In particular, $V'=V \times Q$, where $Q=\{q(u,v) \mid u,v \in V\} \cup \{-\infty\}$ is the set of $q$-values that occur on the edges of $G$ along with $-\infty$. Thus, a vertex in the new graph is a pair $\langle v,x \rangle$. Now we have an edge $\langle v,x \rangle \to \langle w,y \rangle$ in the new graph whenever $v \to w$ is an edge in $G$ and $y = q(v,w) > x$, and the $p$-weight on this edge is $p(v,w)$. If $s$ is the source vertex in $G$, then the source vertex in $G'$ is $\langle s,-\infty\rangle$.

Now use any shortest-paths algorithm to find the shortest paths in $G'$ starting from the source $\langle s,-\infty\rangle$. If all $p$-weights are non-negative, you can use Dijkstra's algorithm. If $p$-weights can be negative, use Bellman-Ford.
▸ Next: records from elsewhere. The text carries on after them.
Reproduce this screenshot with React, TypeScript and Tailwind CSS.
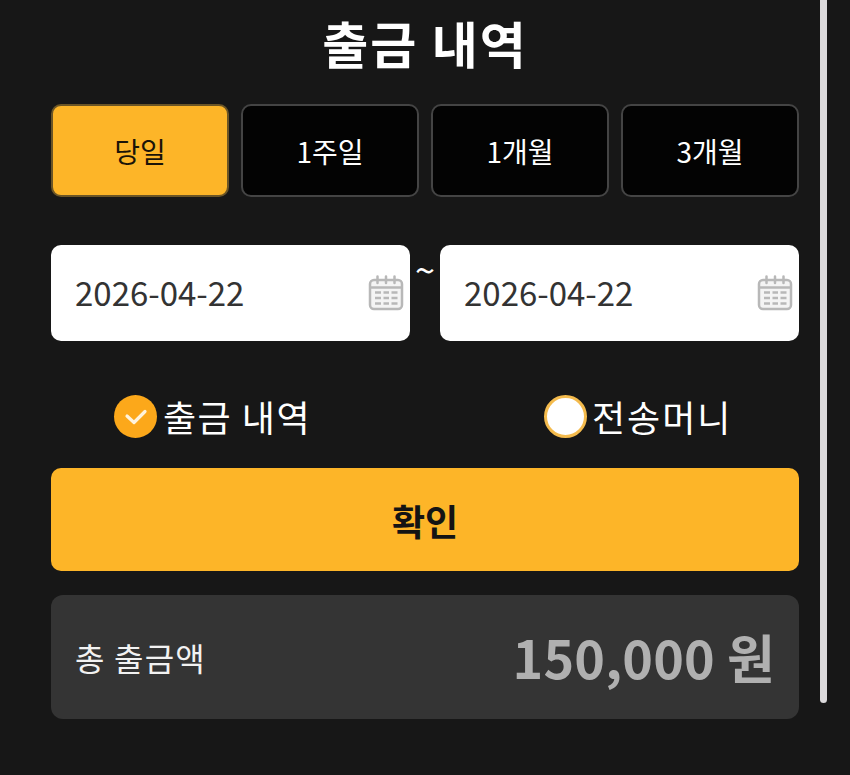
const font = { fontFamily: '"Noto Sans CJK KR", "Noto Sans", sans-serif' };

function CalendarIcon() {
  return (
    <svg width="36" height="36" viewBox="0 0 36 36" fill="none" className="absolute right-[6px] top-[30px]">
      <rect x="2" y="5" width="32" height="29" rx="4" stroke="#b8b8b8" strokeWidth="2.5" fill="#f4f4f4" />
      <path d="M2 12.5H34" stroke="#b8b8b8" strokeWidth="2.5" />
      <path d="M9.5 1.5V8M18 1.5V8M26.5 1.5V8" stroke="#b8b8b8" strokeWidth="2.5" strokeLinecap="round" />
      <path d="M7 17.5H13M15.5 17.5H21M23.5 17.5H29.5M7 23H13M15.5 23H21M23.5 23H29.5M7 28.5H13M15.5 28.5H21M23.5 28.5H29.5" stroke="#b8b8b8" strokeWidth="2.5" />
    </svg>
  );
}

function DateBox() {
  return (
    <div className="relative flex h-[96px] items-center rounded-[10px] bg-white pl-[24px] text-[33px] text-[#333333]">
      2026-04-22
      <CalendarIcon />
    </div>
  );
}

export default function App() {
  const tabs = ["당일", "1주일", "1개월", "3개월"];
  return (
    <div style={font} className="relative h-[775px] w-[850px] overflow-hidden bg-[#171717] px-[51px]">
      <div className="absolute left-[820px] top-0 h-[703px] w-[7px] rounded-b-[4px] bg-[#dcdadc]" />
      <h1 className="flex h-[104px] items-center justify-center pb-[20px] text-[50px] font-bold tracking-[2px] text-white">출금 내역</h1>
      <div className="grid grid-cols-4 gap-[12px]">
        {tabs.map((t, i) => (
          <div
            key={t}
            className={
              i === 0
                ? "flex h-[93px] items-center justify-center rounded-[10px] border-2 border-[#6b5526] bg-[#fdb528] text-[28px] text-[#1b1408]"
                : "flex h-[93px] items-center justify-center rounded-[10px] border-2 border-[#444444] bg-[#030303] text-[28px] text-white"
            }
          >
            {t}
          </div>
        ))}
      </div>
      <div className="mt-[48px] grid grid-cols-[359px_30px_359px]">
        <DateBox />
        <div className="pt-[6px] text-center text-[36px] leading-[34px] text-white">~</div>
        <DateBox />
      </div>
      <div className="mt-[54px] grid h-[43px] grid-cols-2 text-[36px] leading-[36px] text-white">
        <div className="flex items-center pl-[63px]">
          <span className="mr-[6px] flex h-[43px] w-[43px] shrink-0 items-center justify-center rounded-full bg-[#fca81a]">
            <svg width="24" height="18" viewBox="0 0 24 18" fill="none">
              <path d="M3 8L10 14.5L21 3.5" stroke="#fff3dc" strokeWidth="3.2" strokeLinecap="round" strokeLinejoin="round" />
            </svg>
          </span>
          <span className="pb-[2px] tracking-[1.5px]">출금 내역</span>
        </div>
        <div className="flex items-center pl-[119px]">
          <span className="mr-[5px] h-[43px] w-[43px] shrink-0 rounded-full border-[3px] border-[#f4bb4d] bg-white" />
          <span className="pb-[2px] tracking-[2px]">전송머니</span>
        </div>
      </div>
      <div className="mt-[30px] flex h-[103px] items-center justify-center rounded-[10px] bg-[#fdb528] text-[36px] font-bold text-[#141414]">
        확인
      </div>
      <div className="mt-[24px] flex h-[124px] items-center justify-between rounded-[12px] bg-[#343434] px-[24px]">
        <span className="text-[32px] tracking-[1.2px] text-[#f2f2f2]">총 출금액</span>
        <span className="text-[52px] font-bold tracking-[0.2px] text-[#b0b0b0]">150,000 원</span>
      </div>
    </div>
  );
}
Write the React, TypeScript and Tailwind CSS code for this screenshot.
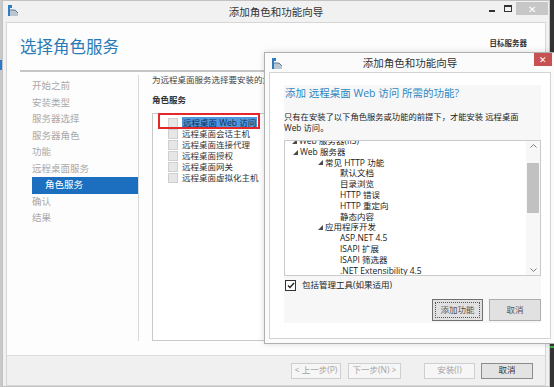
import React from 'react';

const navItems = ['开始之前', '安装类型', '服务器选择', '服务器角色', '功能', '远程桌面服务', '角色服务', '确认', '结果'];

const roleServices = [
  '远程桌面 Web 访问',
  '远程桌面会话主机',
  '远程桌面连接代理',
  '远程桌面授权',
  '远程桌面网关',
  '远程桌面虚拟化主机',
];

type TreeRow = { text: string; pad: string; open?: boolean };

// indents measured from the box's inner left edge
const treeRows: TreeRow[] = [
  { text: 'Web 服务器(IIS)', pad: 'pl-[7px]', open: true },
  { text: 'Web 服务器', pad: 'pl-[8px]', open: true },
  { text: '常见 HTTP 功能', pad: 'pl-[33px]', open: true },
  { text: '默认文档', pad: 'pl-[55px]' },
  { text: '目录浏览', pad: 'pl-[55px]' },
  { text: 'HTTP 错误', pad: 'pl-[55px]' },
  { text: 'HTTP 重定向', pad: 'pl-[55px]' },
  { text: '静态内容', pad: 'pl-[55px]' },
  { text: '应用程序开发', pad: 'pl-[33px]', open: true },
  { text: 'ASP.NET 4.5', pad: 'pl-[55px]' },
  { text: 'ISAPI 扩展', pad: 'pl-[55px]' },
  { text: 'ISAPI 筛选器', pad: 'pl-[55px]' },
  { text: '.NET Extensibility 4.5', pad: 'pl-[55px]' },
];

function WizardIcon() {
  return (
    <svg width="10" height="11" viewBox="0 0 10 11">
      <rect x="0" y="0" width="4" height="3" fill="#2f7cc1" />
      <rect x="0" y="3" width="2" height="8" fill="#2f7cc1" />
      <polygon points="2,5 7,5 10,8 10,11 2,11" fill="#b9c6cf" />
      <polyline points="2,5 7,5 10,8" fill="none" stroke="#5f7d95" strokeWidth="1" />
    </svg>
  );
}

function Chevron({ down }: { down?: boolean }) {
  return (
    <svg width="7" height="4" viewBox="0 0 7 4">
      <path d={down ? 'M0.5 0.5 L3.5 3.5 L6.5 0.5' : 'M0.5 3.5 L3.5 0.5 L6.5 3.5'} fill="none" stroke="#7d7d7d" strokeWidth="1" />
    </svg>
  );
}

function Expander() {
  return (
    <svg width="5" height="5" viewBox="0 0 5 5" className="shrink-0">
      <polygon points="5,0 5,5 0,5" fill="#4a4a4a" />
    </svg>
  );
}

export default function App() {
  return (
    <div className="relative w-[554px] h-[387px] overflow-hidden flex bg-[#2f2f2f] font-['Open_Sans','Noto_Sans_CJK_SC',sans-serif]">
      {/* desktop edge, left */}
      <div className="w-[2px] h-full bg-[#c9c9c9] flex flex-col">
        <div className="h-[60px]" />
        <div className="h-[10px] bg-[#2f78c8]" />
      </div>

      {/* main wizard window */}
      <div className="w-[548px] h-[387px] border border-[#c2c2c2] bg-[#f1f1f1] flex flex-col">
        {/* title bar */}
        <div className="h-[21px] grid grid-cols-[1fr_auto_1fr]">
          <div className="pl-[5px] pt-[4px]">
            <WizardIcon />
          </div>
          <div className="self-center text-[10.5px] leading-[14px] text-[#333]">添加角色和功能向导</div>
          <div className="flex justify-end items-start pt-[1px] pr-[1px]">
            <div className="w-[16px] h-[13px] flex items-end justify-center pb-[3px]">
              <div className="w-[6px] h-[2px] bg-[#333]" />
            </div>
            <div className="w-[16px] h-[13px] flex items-center justify-center">
              <div className="w-[8px] h-[7px] border border-[#333] border-t-2" />
            </div>
            <div className="w-[32px] h-[13px] bg-[#c7c7c7] flex items-center justify-center text-white text-[10px] leading-none">
              ✕
            </div>
          </div>
        </div>

        {/* client area */}
        <div className="flex-1 mx-[3px] border border-[#d6d6d6] bg-[#fdfdfd] flex flex-col">
          <div className="flex-1 flex flex-col">
            <div className="flex justify-between items-start pt-[14px] pl-[13px] pr-[18px]">
              <h1 className="text-[16.5px] leading-[20px] text-[#2a7ab6]">选择角色服务</h1>
              <div className="mt-[1px] text-[7.5px] leading-[10px] font-bold text-[#333]">目标服务器</div>
            </div>
            <div className="mt-[13px] mx-[13px] h-[2px] bg-[#c6c6c6]" />

            <div className="h-[269px] flex pl-[13px]">
              {/* steps */}
              <div className="w-[119px] mt-[3px] pt-[3px] border-r border-[#d9d9d9] flex flex-col">
                {navItems.map((item) =>
                  item === '角色服务' ? (
                    <div key={item} className="h-[16.5px] ml-[12px] bg-[#1c6fbf] text-white text-[9.5px] flex items-center pl-[13px]">
                      {item}
                    </div>
                  ) : (
                    <div key={item} className="h-[16.5px] pl-[12px] text-[9.5px] text-[#a9a9a9] flex items-center">
                      {item}
                    </div>
                  )
                )}
              </div>

              {/* role services */}
              <div className="flex-1 flex flex-col pl-[13px] pt-[2px] pr-[10px]">
                <div className="text-[8.5px] leading-[12px] text-[#444] whitespace-nowrap">为远程桌面服务选择要安装的角色服务</div>
                <div className="mt-[8px] text-[8.5px] leading-[12px] font-bold text-[#333]">角色服务</div>
                <div className="relative mt-[7px] flex-1 border border-[#c9c9c9] bg-white pt-[3px]">
                  {roleServices.map((s, i) => (
                    <div key={s} className="h-[11px] flex items-center pl-[15px] gap-[4px]">
                      <div className="w-[10px] h-[10px] bg-[#e6e6e6] border border-[#cfcfcf]" />
                      {i === 0 ? (
                        <span className="text-[8.5px] leading-[11px] bg-[#4f96dc] text-[#0f2c55] px-[1px] whitespace-nowrap">{s}</span>
                      ) : (
                        <span className="text-[8.5px] leading-[11px] text-[#333] whitespace-nowrap">{s}</span>
                      )}
                    </div>
                  ))}
                  <div className="absolute left-[5px] top-[-1px] w-[102px] h-[16px] border-2 border-[#e5262a]" />
                </div>
              </div>
            </div>
          </div>

          {/* bottom buttons */}
          <div className="h-[30px] border-t border-[#dcdcdc] bg-[#f0f0f0] flex items-center justify-end pr-[12px] text-[8.5px]">
            <div className="w-[50px] h-[16px] border border-[#cfcfcf] bg-[#f6f6f6] text-[#a3a3a3] flex items-center justify-center">&lt; 上一步(P)</div>
            <div className="ml-[7px] w-[53px] h-[16px] border border-[#cfcfcf] bg-[#f6f6f6] text-[#a3a3a3] flex items-center justify-center">下一步(N) &gt;</div>
            <div className="ml-[23px] w-[51px] h-[16px] border border-[#cfcfcf] bg-[#f6f6f6] text-[#a3a3a3] flex items-center justify-center">安装(I)</div>
            <div className="ml-[6px] w-[52px] h-[16px] border border-[#8c8c8c] bg-[#e3e3e3] text-[#333] flex items-center justify-center">取消</div>
          </div>
        </div>
      </div>

      {/* desktop edge, right */}
      <div className="w-[4px] h-full bg-[#333] flex flex-col">
        <div className="h-[346px]" />
        <div className="h-[2px] bg-[#3cb043]" />
      </div>

      {/* required features dialog */}
      <div className="absolute left-[264px] top-[52px] w-[292px] h-[292px] border border-[#b0b0b0] bg-[#fbfbfb] shadow-[0_0_6px_rgba(0,0,0,0.15)] flex flex-col">
        <div className="h-[19px] grid grid-cols-[1fr_auto_1fr]">
          <div className="pl-[7px] pt-[5px]">
            <WizardIcon />
          </div>
          <div className="self-center text-[10.5px] leading-[14px] text-[#333]">添加角色和功能向导</div>
          <div className="flex justify-end pr-[3px]">
            <div className="w-[18px] h-[13px] bg-[#c75050] text-white text-[9px] leading-none flex items-center justify-center">✕</div>
          </div>
        </div>

        <div className="flex-1 mx-[4px] mb-[4px] border border-[#d3d3d3] bg-white">
          <div className="ml-[14px] mt-[12px] w-[257px] bg-[#f7f7f7] pb-[2px]">
            <div className="pt-[1px] pl-[1px] text-[10.5px] leading-[14px] text-[#2e86c1] whitespace-nowrap">
              添加 远程桌面 Web 访问 所需的功能?
            </div>
            <div className="mt-[11px] text-[8.3px] leading-[11px] text-[#222] whitespace-nowrap">
              只有在安装了以下角色服务或功能的前提下，才能安装 远程桌面
              <br />
              Web 访问。
            </div>

            <div className="mt-[7px] h-[136px] border border-[#cacaca] bg-white flex overflow-hidden">
              <div className="flex-1 -mt-[5px]">
                {treeRows.map((r) => (
                  <div key={r.text} className={`h-[10.8px] flex items-center ${r.pad} text-[8.5px] leading-[10.8px] text-[#1a1a1a] whitespace-nowrap`}>
                    {r.open && <Expander />}
                    <span className={r.open ? 'ml-[2px]' : ''}>{r.text}</span>
                  </div>
                ))}
              </div>
              <div className="w-[14px] bg-[#f7f7f7] flex flex-col">
                <div className="h-[10px] flex items-center justify-center">
                  <Chevron />
                </div>
                <div className="mt-[12px] mx-[1px] h-[50px] bg-[#c1c1c1]" />
                <div className="flex-1" />
                <div className="h-[10px] flex items-center justify-center">
                  <Chevron down />
                </div>
              </div>
            </div>

            <div className="mt-[3px] h-[12px] flex items-center gap-[6px] pl-[1px]">
              <div className="w-[11px] h-[11px] border border-[#333] bg-white flex items-center justify-center">
                <svg width="8" height="7" viewBox="0 0 8 7">
                  <path d="M1 3.5 L3 5.5 L7 1" fill="none" stroke="#222" strokeWidth="1.4" />
                </svg>
              </div>
              <span className="text-[8.5px] leading-[12px] text-[#222]">包括管理工具(如果适用)</span>
            </div>

            <div className="mt-[8px] flex justify-end gap-[6px] text-[8.5px]">
              <div className="relative w-[51px] h-[22px] border border-[#707070] bg-[#e1e1e1] text-[#555] flex items-center justify-center">
                添加功能
                <span className="absolute inset-[2px] border border-dotted border-[#555]" />
              </div>
              <div className="w-[52px] h-[22px] border border-[#adadad] bg-[#e1e1e1] text-[#555] flex items-center justify-center">取消</div>
            </div>
          </div>
        </div>
      </div>
    </div>
  );
}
This is a product construction, where you're taking a product between $G$ and a secondary graph which requires that $q$-values be strictly monotonically increasing. See especially How hard is finding the shortest path in a graph matching a given regular language? for the general case, and Shortest path given correct order of colours? and Retrieving the cheapest path of a graph with time-dependent edge weights for a few other analogous examples.